#### OBJECTIVE:
Find the lines below that contain the word "index" and count them. Only the number should be given.

__________

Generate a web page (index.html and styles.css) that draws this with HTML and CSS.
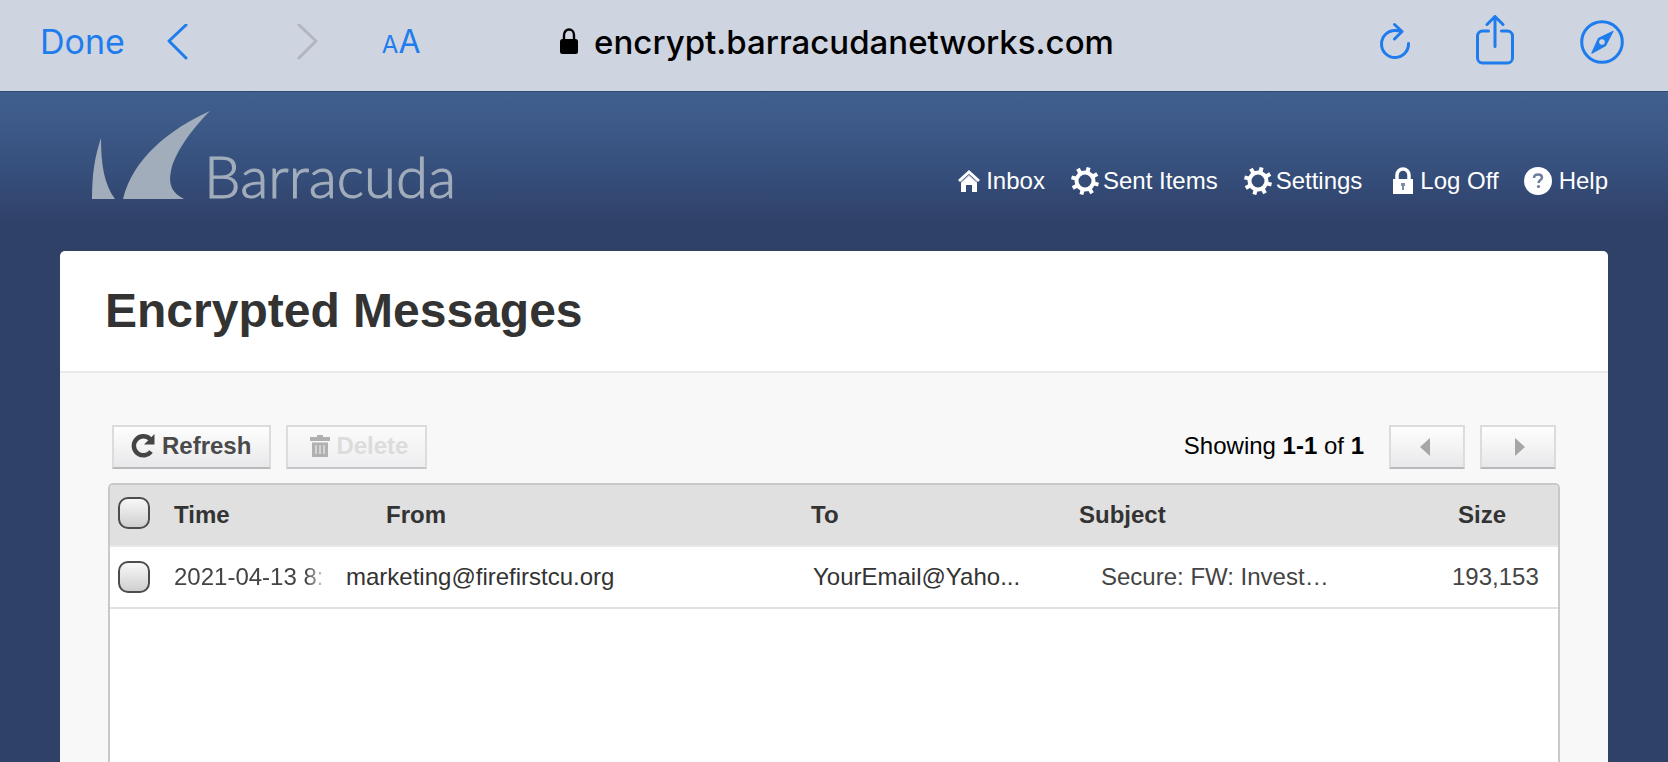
FILE: index.html
```html
<!DOCTYPE html>
<html lang="en">
<head>
    <meta charset="UTF-8">
    <meta name="viewport" content="width=device-width, initial-scale=1.0">
    <title>Encrypted Messages</title>
    <link rel="stylesheet" href="styles.css">
</head>
<body>
    <div class="browser-bar">
        <div class="bar-left">
            <button type="button" class="bar-btn done">Done</button>
            <button type="button" class="bar-btn back" aria-label="Back">
                <svg width="22" height="36" viewBox="0 0 22 36"><path d="M20 1L3 17l17 17"/></svg>
            </button>
            <button type="button" class="bar-btn forward" aria-label="Forward" disabled>
                <svg width="22" height="36" viewBox="0 0 22 36"><path d="M3 1l17 16L3 34"/></svg>
            </button>
            <button type="button" class="bar-btn text-size"><span class="small-a">A</span>A</button>
        </div>
        <div class="address">
            <svg width="18" height="28" viewBox="0 0 18 28"><path d="M4 12V7a5 5.500 0 0 1 10 0v5" fill="none" stroke="#000" stroke-width="2.400"/><rect y="11" width="18" height="15" rx="2.500"/></svg>
            <span>encrypt.barracudanetworks.com</span>
        </div>
        <div class="bar-right">
            <button type="button" class="bar-btn" aria-label="Reload">
                <svg width="30" height="40" viewBox="0 0 30 40"><path d="M28.500 21.500A13.500 13.500 0 1 1 15 8.500q4 0 7 1M14.500 2.500l7.500 7-7.500 7.500"/></svg>
            </button>
            <button type="button" class="bar-btn" aria-label="Share">
                <svg width="38" height="54" viewBox="0 0 38 54"><path d="M12.500 16H6.500a5 5 0 0 0-5 5v22a5 5 0 0 0 5 5h25a5 5 0 0 0 5-5V21a5 5 0 0 0-5-5h-6M19 31.500V2M11 9.500l8-8 8 8"/></svg>
            </button>
            <button type="button" class="bar-btn" aria-label="Open in Safari">
                <svg width="44" height="44" viewBox="0 0 44 44"><circle cx="22" cy="22" r="20.300"/><path class="needle" fill-rule="evenodd" d="M33 10.700q1-.3.500.8L26 26 12.500 33.500q-1.800.5-1-1L18 18zM22 19.200a2.800 2.800 0 1 0 0 5.600 2.800 2.800 0 0 0 0-5.600z"/></svg>
            </button>
        </div>
    </div>

    <div class="page">
        <div class="header">
            <div class="logo">
                <svg width="119" height="88" viewBox="0 0 119 88"><path d="M9 27C3 45 0 62 0 88h23C12 73 9 53 9 27zM118 0C78 18 41 47 31 88h61C80 82 76 73 79 60 82 43 99 19 118 0z"/></svg>
                <span class="logo-text">Barracuda</span>
            </div>
            <div class="nav">
                <a href="#" class="nav-home">
                    <svg width="22" height="24" viewBox="0 0 22 24"><path d="M11 6l8 7v10h-5v-7H8v7H3V13z"/><path d="M1 12L11 3l10 9" fill="none" stroke="#fff" stroke-width="3"/><path d="M3 13.500L11 6.500l8 7" fill="none" stroke="#a9b3c8" stroke-width="1"/></svg>
                    Inbox</a>
                <a href="#" class="nav-sent">
                    <svg width="28" height="28" viewBox="0 0 28 28"><circle cx="14" cy="14" r="8.500" fill="none" stroke="#fff" stroke-width="4"/><g id="teeth" stroke="#fff" stroke-width="4"><path d="M14 5V0M14 23v5M5 14H0M23 14h5M7.600 7.600L4 4M20.400 20.400L24 24M20.400 7.600L24 4M7.600 20.400L4 24" transform="rotate(15 14 14)"/></g></svg>
                    Sent Items</a>
                <a href="#" class="nav-settings">
                    <svg width="28" height="28" viewBox="0 0 28 28"><circle cx="14" cy="14" r="8.500" fill="none" stroke="#fff" stroke-width="4"/><use href="#teeth"/></svg>
                    Settings</a>
                <a href="#" class="nav-logoff">
                    <svg width="22" height="28" viewBox="0 0 22 28"><path d="M5 14V8a6 6 0 0 1 12 0v6" fill="none" stroke="#fff" stroke-width="3.500"/><path d="M1 12h20v15H1z"/><path d="M9 16h4v3h-1v4h-2v-4H9z" fill="#7d8aa9"/></svg>
                    Log Off</a>
                <a href="#" class="nav-help">
                    <svg width="30" height="30" viewBox="0 0 30 30"><circle cx="15" cy="15" r="14"/><path d="M11 12q0-3.500 4-3.500t4 3c0 2.500-3.500 2.500-3.500 5.500" fill="none" stroke="#6f7d9f" stroke-width="2.500"/><circle cx="15.500" cy="20.500" r="1.600" fill="#6f7d9f"/></svg>
                    Help</a>
            </div>
        </div>

        <div class="content">
            <h1>Encrypted Messages</h1>
            <div class="panel">
                <div class="toolbar">
                    <button type="button" class="btn refresh">
                        <svg width="26" height="26" viewBox="0 0 26 26"><path d="M21 18.500A9.500 9.500 0 1 1 20 6" fill="none" stroke="#444" stroke-width="4.500"/><path d="M24.500 1v10.500H14z" fill="#444"/></svg>
                        Refresh
                    </button>
                    <button type="button" class="btn delete" disabled>
                        <svg width="20" height="24" viewBox="0 0 20 24"><path fill-rule="evenodd" d="M7 1h6v2h7v4H0V3h7zM2 8.500h16V23H2z"/><path d="M6 11v9M10 11v9M14 11v9" stroke="#d4d4d4" stroke-width="2"/></svg>
                        Delete
                    </button>
                    <span class="showing">Showing <b>1-1</b> of <b>1</b></span>
                    <button type="button" class="btn page-btn prev" aria-label="Previous page" disabled>
                        <svg width="10" height="18" viewBox="0 0 10 18"><path d="M10 0v18L0 9z"/></svg>
                    </button>
                    <button type="button" class="btn page-btn next" aria-label="Next page" disabled>
                        <svg width="10" height="18" viewBox="0 0 10 18"><path d="M0 0v18l10-9z"/></svg>
                    </button>
                </div>

                <div class="message-list">
                    <table>
                        <thead>
                            <tr>
                                <th class="col-check"><input type="checkbox" aria-label="Select all messages"></th>
                                <th class="col-time">Time</th>
                                <th class="col-from">From</th>
                                <th class="col-to">To</th>
                                <th class="col-subject">Subject</th>
                                <th class="col-size">Size</th>
                            </tr>
                        </thead>
                        <tbody>
                            <tr>
                                <td class="col-check"><input type="checkbox" aria-label="Select message"></td>
                                <td class="col-time"><span class="fade">2021-04-13 8:</span></td>
                                <td class="col-from">marketing@firefirstcu.org</td>
                                <td class="col-to">YourEmail@Yaho...</td>
                                <td class="col-subject">Secure: FW: Invest…</td>
                                <td class="col-size">193,153</td>
                            </tr>
                        </tbody>
                    </table>
                </div>
            </div>
        </div>
    </div>
</body>
</html>
```

FILE: styles.css
```css
* {
    box-sizing: border-box;
}
body {
    margin: 0;
    min-height: 100vh;
    display: flex;
    flex-direction: column;
    font-family: "Liberation Sans", Arial, sans-serif;
    font-size: 24px;
    line-height: 28px;
    background-color: #304168;
}
svg {
    display: block;
    flex-shrink: 0;
}
button {
    font: inherit;
    margin: 0;
}

/* browser bar */
.browser-bar {
    display: flex;
    align-items: center;
    justify-content: space-between;
    height: 91px;
    padding: 0 44px 8px 40px;
    background-color: #ced4e0;
    font-family: Inter, "Liberation Sans", sans-serif;
    font-size: 34px;
    line-height: 40px;
}
.bar-left,
.bar-right {
    display: flex;
    align-items: center;
    flex: 1;
}
.bar-right {
    justify-content: flex-end;
    gap: 66px;
}
.bar-btn {
    padding: 0;
    border: none;
    background: none;
    color: #1f7cec;
}
.bar-btn svg {
    fill: none;
    stroke: currentColor;
    stroke-width: 3;
    stroke-linecap: round;
    stroke-linejoin: round;
}
.bar-btn .needle {
    fill: currentColor;
    stroke: none;
}
.back {
    margin-left: 41px;
}
.forward {
    margin-left: 108px;
    color: #b1b6c1;
}
.text-size {
    margin-left: 64px;
    padding-top: 4px;
    font-size: 32px;
}
.small-a {
    font-size: 24px;
}
.address {
    display: flex;
    align-items: center;
    gap: 16px;
    margin-left: 10px;
    font-size: 33px;
    font-weight: 500;
}

/* page header */
.page {
    flex: 1;
    display: flex;
    flex-direction: column;
    padding: 0 60px;
    border-top: 1px solid #2f4a70;
    background: linear-gradient(#405f8f, #3c5886 40px, #344c78 90px, #304168 130px) no-repeat;
}
.header {
    display: flex;
    justify-content: space-between;
    height: 159px;
    padding-left: 32px;
}
.logo {
    display: flex;
    align-items: flex-start;
    padding-top: 19px;
    fill: #a2adbb;
    color: #a2adbb;
}
.logo-text {
    margin-top: 29px;
    margin-left: -7px;
    font-family: Lato, sans-serif;
    font-size: 58px;
    font-weight: 300;
    line-height: 72px;
    -webkit-text-stroke: 1px #a2adbb;
}
.nav {
    display: flex;
    align-items: center;
    height: 30px;
    margin-top: 74px;
    gap: 26px;
}
.nav a {
    display: flex;
    align-items: center;
    gap: 4px;
    color: #fff;
    fill: #fff;
    text-decoration: none;
    white-space: nowrap;
}
.nav .nav-home,
.nav .nav-logoff,
.nav .nav-help {
    gap: 6px;
}
.nav .nav-logoff {
    margin-left: 4px;
}
.nav .nav-help {
    margin-left: -2px;
}

/* content */
.content {
    flex: 1;
    display: flex;
    flex-direction: column;
    border-radius: 5px 5px 0 0;
    background-color: #fff;
}
h1 {
    margin: 0;
    padding: 32px 45px;
    border-bottom: 2px solid #e9e9e9;
    font-size: 48px;
    line-height: 56px;
    color: #333;
}
.panel {
    flex: 1;
    display: flex;
    flex-direction: column;
    padding: 52px 48px 0;
    background-color: #f8f8f8;
}
.toolbar {
    display: flex;
    align-items: center;
    gap: 15px;
    padding: 0 4px;
    margin-bottom: 14px;
}
.btn {
    display: flex;
    align-items: center;
    justify-content: center;
    height: 44px;
    padding: 0 18px 2px 16px;
    border: 2px solid #dcdcdc;
    border-bottom-color: #b9b9bb;
    background: linear-gradient(#fefefe, #e8e8ea);
    font-weight: bold;
    color: #4a4a4a;
    gap: 6px;
}
.delete {
    padding: 0 17px 2px 22px;
    border-bottom-color: #c6c6c8;
    background: linear-gradient(#fbfbfb, #eeeef0);
    color: #dcdcdc;
    fill: #b0b0b0;
}
.page-btn {
    width: 76px;
    fill: #a6a6a6;
}
.prev {
    padding: 0 4px 0 0;
}
.next {
    padding: 0 0 0 4px;
}
.showing {
    margin-left: auto;
    margin-right: 10px;
    padding-bottom: 3px;
    color: #000;
}

/* message table */
.message-list {
    flex: 1;
    border: 2px solid #c9c9c9;
    border-bottom: none;
    border-radius: 5px 5px 0 0;
    background-color: #fff;
    overflow: hidden;
}
table {
    width: 100%;
    table-layout: fixed;
    border-collapse: separate;
    border-spacing: 0;
}
th,
td {
    height: 62px;
    padding: 0;
    border-bottom: 2px solid #e0e0e0;
    text-align: left;
    white-space: nowrap;
    color: #444;
}
th {
    background-color: #e0e0e0;
    border-bottom-color: #e8e8e8;
    color: #333;
}
.col-check {
    width: 64px;
    padding-left: 8px;
}
th.col-check {
    padding-bottom: 4px;
}
.col-time {
    width: 172px;
}
.col-from {
    width: 465px;
}
.col-to {
    width: 268px;
}
.col-size {
    width: 106px;
}
th.col-from {
    padding-left: 40px;
}
td.col-from,
td.col-to {
    color: #333;
}
td.col-to {
    padding-left: 2px;
}
td.col-subject {
    padding-left: 22px;
}
th.col-size {
    padding-left: 6px;
}
.fade {
    -webkit-mask-image: linear-gradient(to right, #000 132px, transparent 154px);
    mask-image: linear-gradient(to right, #000 132px, transparent 154px);
}
input[type="checkbox"] {
    appearance: none;
    display: block;
    width: 32px;
    height: 32px;
    margin: 0;
    border: 2px solid #4c4c4c;
    border-radius: 10px;
    background: linear-gradient(#f8f8f8, #cfcfcf);
}
```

__________

#### TASK RESULT:
2